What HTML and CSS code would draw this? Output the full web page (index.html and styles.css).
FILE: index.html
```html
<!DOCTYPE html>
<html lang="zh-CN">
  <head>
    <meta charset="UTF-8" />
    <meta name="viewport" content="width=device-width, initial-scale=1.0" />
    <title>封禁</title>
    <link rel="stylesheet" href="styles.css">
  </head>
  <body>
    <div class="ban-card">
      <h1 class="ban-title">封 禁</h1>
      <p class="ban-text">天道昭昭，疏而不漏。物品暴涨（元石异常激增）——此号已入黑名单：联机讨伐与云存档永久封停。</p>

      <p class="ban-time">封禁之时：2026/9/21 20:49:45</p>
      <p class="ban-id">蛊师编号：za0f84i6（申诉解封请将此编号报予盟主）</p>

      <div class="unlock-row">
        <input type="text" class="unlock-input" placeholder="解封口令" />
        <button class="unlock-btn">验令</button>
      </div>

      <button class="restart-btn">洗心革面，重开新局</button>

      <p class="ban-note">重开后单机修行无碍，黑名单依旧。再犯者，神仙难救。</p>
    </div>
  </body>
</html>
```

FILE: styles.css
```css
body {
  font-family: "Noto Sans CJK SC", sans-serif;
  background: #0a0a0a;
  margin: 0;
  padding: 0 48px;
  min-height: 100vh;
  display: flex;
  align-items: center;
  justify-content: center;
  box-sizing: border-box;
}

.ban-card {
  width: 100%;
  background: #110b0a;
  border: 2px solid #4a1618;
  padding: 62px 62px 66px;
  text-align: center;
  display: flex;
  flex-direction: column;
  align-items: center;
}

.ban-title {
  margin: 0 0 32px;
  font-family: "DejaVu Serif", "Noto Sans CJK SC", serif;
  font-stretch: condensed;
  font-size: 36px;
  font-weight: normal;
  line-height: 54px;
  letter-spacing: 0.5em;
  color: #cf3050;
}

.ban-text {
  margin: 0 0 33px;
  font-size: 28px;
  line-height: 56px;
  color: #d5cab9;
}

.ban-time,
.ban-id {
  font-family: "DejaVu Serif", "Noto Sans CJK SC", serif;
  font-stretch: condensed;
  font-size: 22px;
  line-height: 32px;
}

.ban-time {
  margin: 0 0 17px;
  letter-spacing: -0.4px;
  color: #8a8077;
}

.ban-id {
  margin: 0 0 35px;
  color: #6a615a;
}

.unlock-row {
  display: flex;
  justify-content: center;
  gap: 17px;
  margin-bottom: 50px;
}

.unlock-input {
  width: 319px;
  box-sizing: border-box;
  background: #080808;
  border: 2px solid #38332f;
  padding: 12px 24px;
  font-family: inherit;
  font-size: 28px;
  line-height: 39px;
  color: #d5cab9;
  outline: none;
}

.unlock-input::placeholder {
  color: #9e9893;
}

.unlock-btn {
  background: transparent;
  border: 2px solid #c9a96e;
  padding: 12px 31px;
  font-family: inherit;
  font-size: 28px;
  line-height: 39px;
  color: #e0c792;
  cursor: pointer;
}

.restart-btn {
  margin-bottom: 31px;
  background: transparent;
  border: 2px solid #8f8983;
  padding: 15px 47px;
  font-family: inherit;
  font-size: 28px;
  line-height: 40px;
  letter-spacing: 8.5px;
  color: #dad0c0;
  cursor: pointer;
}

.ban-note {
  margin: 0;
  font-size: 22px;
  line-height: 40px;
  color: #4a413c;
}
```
---
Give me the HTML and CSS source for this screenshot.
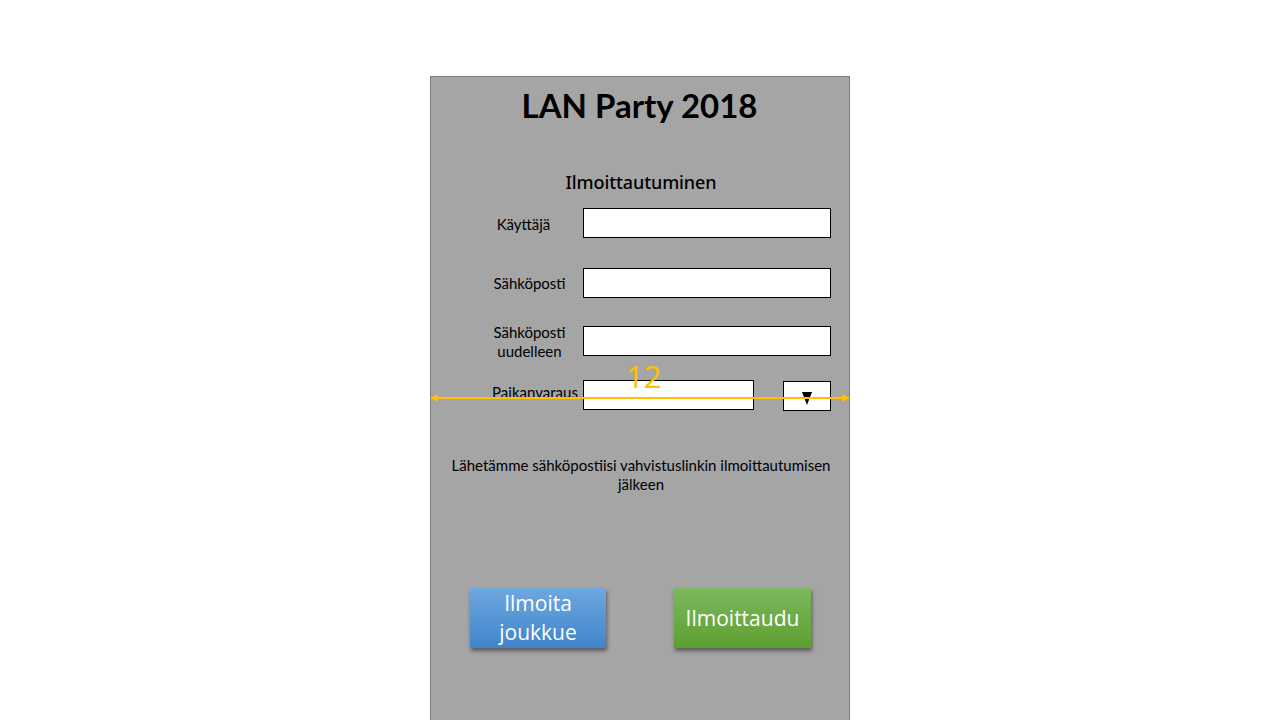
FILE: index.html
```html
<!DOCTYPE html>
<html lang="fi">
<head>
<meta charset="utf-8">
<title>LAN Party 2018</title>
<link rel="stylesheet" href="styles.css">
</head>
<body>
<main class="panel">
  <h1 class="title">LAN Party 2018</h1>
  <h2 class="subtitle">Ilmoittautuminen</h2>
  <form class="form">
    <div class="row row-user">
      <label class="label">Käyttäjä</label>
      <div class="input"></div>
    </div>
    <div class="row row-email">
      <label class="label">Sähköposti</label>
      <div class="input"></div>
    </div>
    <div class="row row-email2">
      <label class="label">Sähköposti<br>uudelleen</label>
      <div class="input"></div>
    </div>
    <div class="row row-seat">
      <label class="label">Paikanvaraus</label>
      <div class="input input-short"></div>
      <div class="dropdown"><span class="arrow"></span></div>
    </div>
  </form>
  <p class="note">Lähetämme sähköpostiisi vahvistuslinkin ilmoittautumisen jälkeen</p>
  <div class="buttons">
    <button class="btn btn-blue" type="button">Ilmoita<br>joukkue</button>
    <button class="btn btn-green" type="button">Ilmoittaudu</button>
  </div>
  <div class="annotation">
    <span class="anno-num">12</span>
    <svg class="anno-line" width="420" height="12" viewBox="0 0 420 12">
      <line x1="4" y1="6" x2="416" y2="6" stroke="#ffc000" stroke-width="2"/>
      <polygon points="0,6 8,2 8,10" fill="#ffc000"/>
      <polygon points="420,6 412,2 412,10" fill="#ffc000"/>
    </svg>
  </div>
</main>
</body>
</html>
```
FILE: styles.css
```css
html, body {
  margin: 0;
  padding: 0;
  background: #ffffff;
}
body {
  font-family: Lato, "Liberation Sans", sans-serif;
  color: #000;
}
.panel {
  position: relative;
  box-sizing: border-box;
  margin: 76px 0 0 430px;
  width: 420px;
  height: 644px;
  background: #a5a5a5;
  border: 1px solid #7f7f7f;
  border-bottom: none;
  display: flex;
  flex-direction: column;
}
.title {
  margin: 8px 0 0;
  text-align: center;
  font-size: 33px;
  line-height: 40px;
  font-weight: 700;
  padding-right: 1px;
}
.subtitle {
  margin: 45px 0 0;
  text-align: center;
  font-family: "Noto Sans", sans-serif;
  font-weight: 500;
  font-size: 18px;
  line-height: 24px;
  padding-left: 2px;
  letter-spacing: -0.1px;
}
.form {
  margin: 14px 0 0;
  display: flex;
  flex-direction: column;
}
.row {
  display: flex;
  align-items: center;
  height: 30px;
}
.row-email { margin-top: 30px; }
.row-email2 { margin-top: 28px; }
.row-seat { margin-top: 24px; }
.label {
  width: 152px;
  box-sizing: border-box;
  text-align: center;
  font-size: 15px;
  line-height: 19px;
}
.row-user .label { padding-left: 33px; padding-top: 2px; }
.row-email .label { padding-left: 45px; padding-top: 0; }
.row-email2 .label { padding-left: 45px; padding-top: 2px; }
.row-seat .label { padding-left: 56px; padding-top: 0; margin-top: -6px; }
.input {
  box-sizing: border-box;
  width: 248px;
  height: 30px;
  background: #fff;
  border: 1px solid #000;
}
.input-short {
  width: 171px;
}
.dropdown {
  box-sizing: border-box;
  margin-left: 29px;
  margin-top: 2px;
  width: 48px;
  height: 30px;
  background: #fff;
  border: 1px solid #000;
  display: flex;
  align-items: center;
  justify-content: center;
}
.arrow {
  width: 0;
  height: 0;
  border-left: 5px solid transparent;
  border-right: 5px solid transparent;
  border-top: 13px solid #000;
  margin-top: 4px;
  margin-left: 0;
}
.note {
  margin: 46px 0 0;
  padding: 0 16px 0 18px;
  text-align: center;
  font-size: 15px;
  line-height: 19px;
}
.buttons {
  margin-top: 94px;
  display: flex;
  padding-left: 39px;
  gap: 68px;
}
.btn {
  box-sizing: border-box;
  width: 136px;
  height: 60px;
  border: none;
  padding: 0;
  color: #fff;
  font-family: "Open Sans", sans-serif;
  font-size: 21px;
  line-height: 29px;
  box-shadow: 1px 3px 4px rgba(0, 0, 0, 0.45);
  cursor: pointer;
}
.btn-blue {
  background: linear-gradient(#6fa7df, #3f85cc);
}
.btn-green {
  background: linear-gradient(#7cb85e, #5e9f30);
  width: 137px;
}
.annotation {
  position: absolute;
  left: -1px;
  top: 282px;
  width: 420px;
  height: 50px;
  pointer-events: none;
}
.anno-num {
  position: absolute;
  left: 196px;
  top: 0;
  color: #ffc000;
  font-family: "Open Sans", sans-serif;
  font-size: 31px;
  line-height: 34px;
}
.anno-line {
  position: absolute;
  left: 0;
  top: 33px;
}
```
==
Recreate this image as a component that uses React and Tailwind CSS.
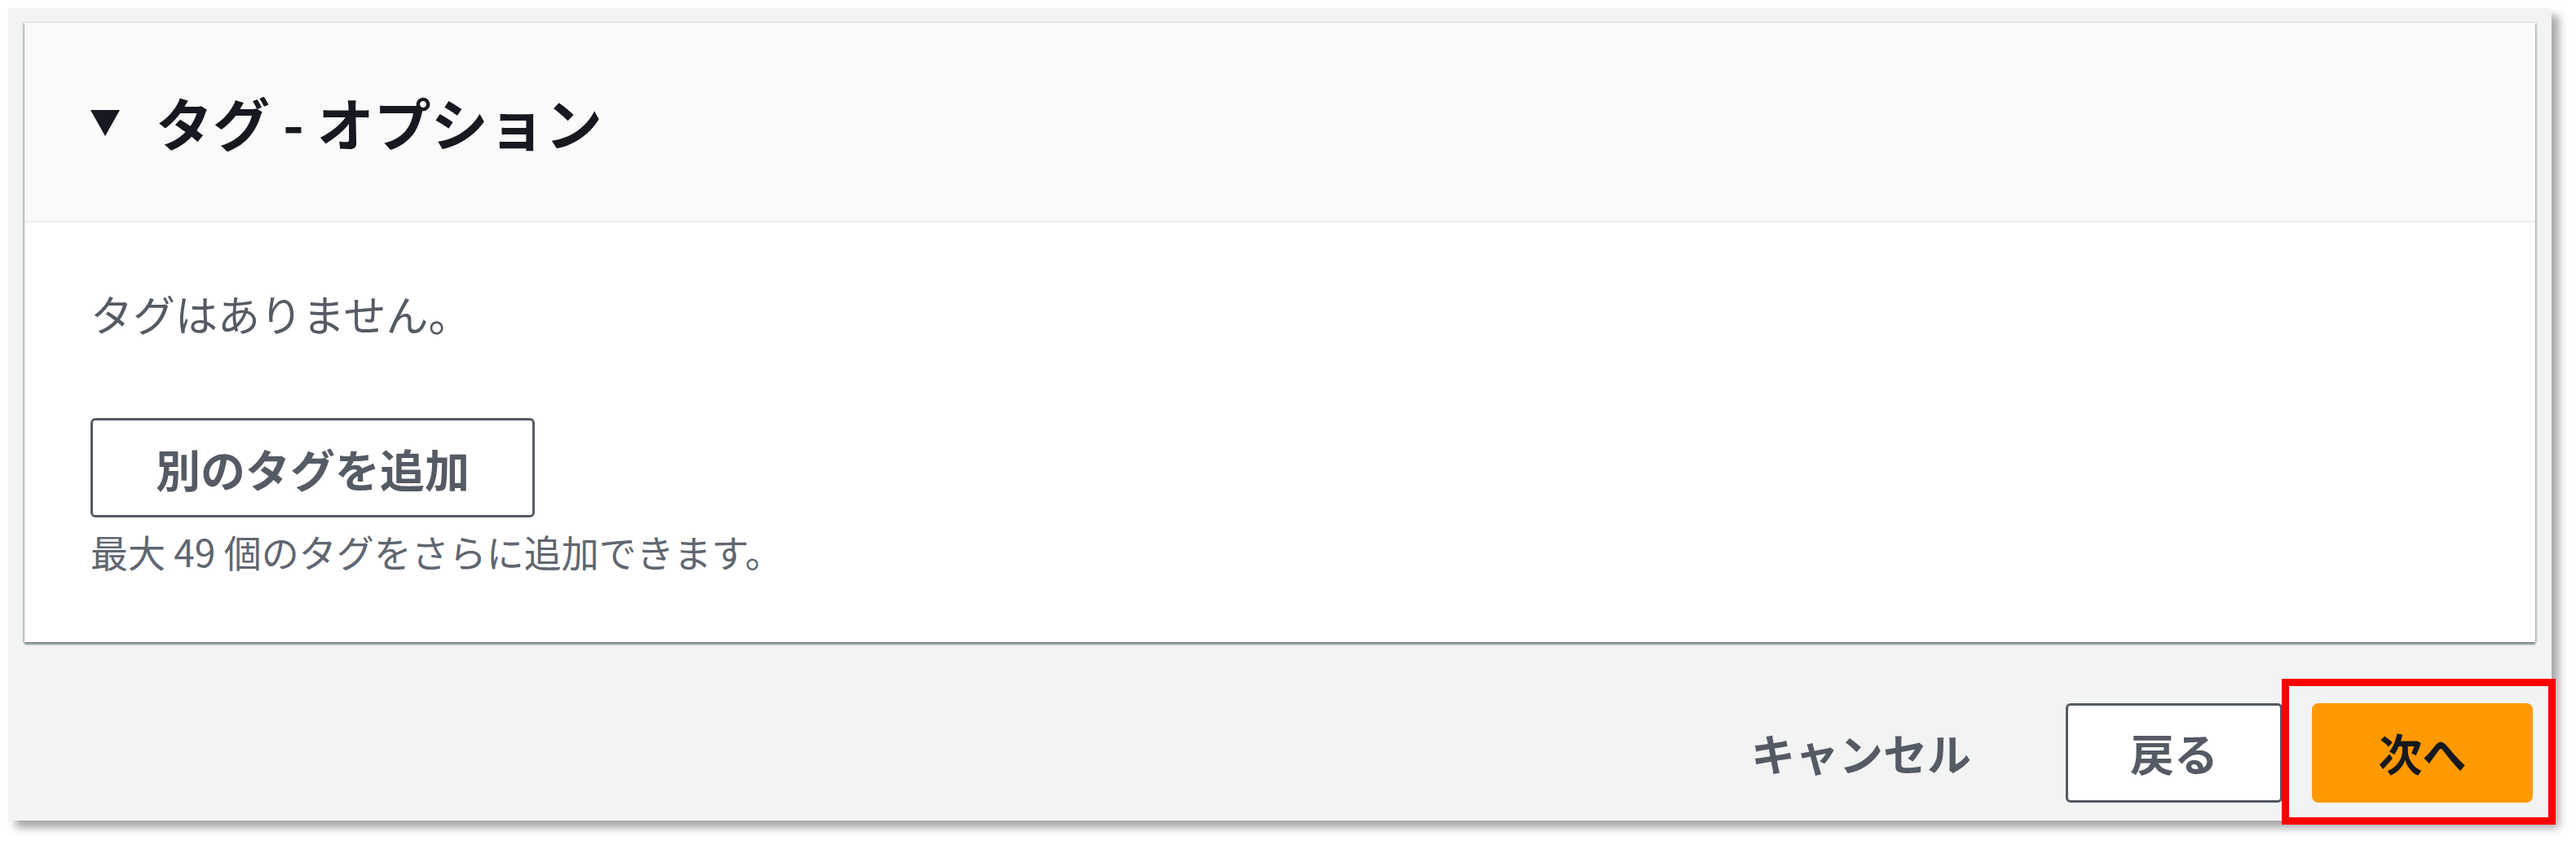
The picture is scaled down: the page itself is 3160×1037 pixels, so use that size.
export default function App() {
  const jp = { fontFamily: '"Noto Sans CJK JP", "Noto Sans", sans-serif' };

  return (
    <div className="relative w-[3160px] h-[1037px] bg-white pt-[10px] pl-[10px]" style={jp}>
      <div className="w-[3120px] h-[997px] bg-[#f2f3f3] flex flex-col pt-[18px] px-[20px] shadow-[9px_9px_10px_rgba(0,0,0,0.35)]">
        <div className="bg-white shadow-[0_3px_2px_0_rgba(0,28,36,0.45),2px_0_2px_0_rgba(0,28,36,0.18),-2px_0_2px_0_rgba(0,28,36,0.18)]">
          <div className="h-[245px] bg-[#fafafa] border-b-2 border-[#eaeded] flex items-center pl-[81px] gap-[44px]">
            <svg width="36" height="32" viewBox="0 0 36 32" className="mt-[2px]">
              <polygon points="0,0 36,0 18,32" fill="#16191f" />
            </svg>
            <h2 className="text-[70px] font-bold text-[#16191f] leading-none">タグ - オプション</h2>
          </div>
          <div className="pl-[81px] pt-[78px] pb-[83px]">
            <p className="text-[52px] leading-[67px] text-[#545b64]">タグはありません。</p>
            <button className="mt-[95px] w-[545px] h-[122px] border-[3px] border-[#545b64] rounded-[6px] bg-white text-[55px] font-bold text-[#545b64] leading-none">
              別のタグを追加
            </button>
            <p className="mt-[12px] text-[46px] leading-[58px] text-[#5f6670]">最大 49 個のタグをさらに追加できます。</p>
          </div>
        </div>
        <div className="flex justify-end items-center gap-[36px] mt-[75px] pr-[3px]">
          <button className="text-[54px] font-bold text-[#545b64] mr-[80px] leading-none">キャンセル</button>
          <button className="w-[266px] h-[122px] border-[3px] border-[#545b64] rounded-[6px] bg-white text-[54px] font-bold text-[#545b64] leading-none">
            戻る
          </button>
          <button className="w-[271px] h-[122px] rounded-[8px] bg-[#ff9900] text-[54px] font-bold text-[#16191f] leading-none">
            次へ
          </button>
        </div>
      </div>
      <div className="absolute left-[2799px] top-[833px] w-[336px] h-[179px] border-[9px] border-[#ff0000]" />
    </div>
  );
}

* Stated problem:
Take every line containing the word "that" and copy it.

* Result for this task:
Recreate this image as a component that uses React and Tailwind CSS.
The picture is scaled down: the page itself is 3160×1037 pixels, so use that size.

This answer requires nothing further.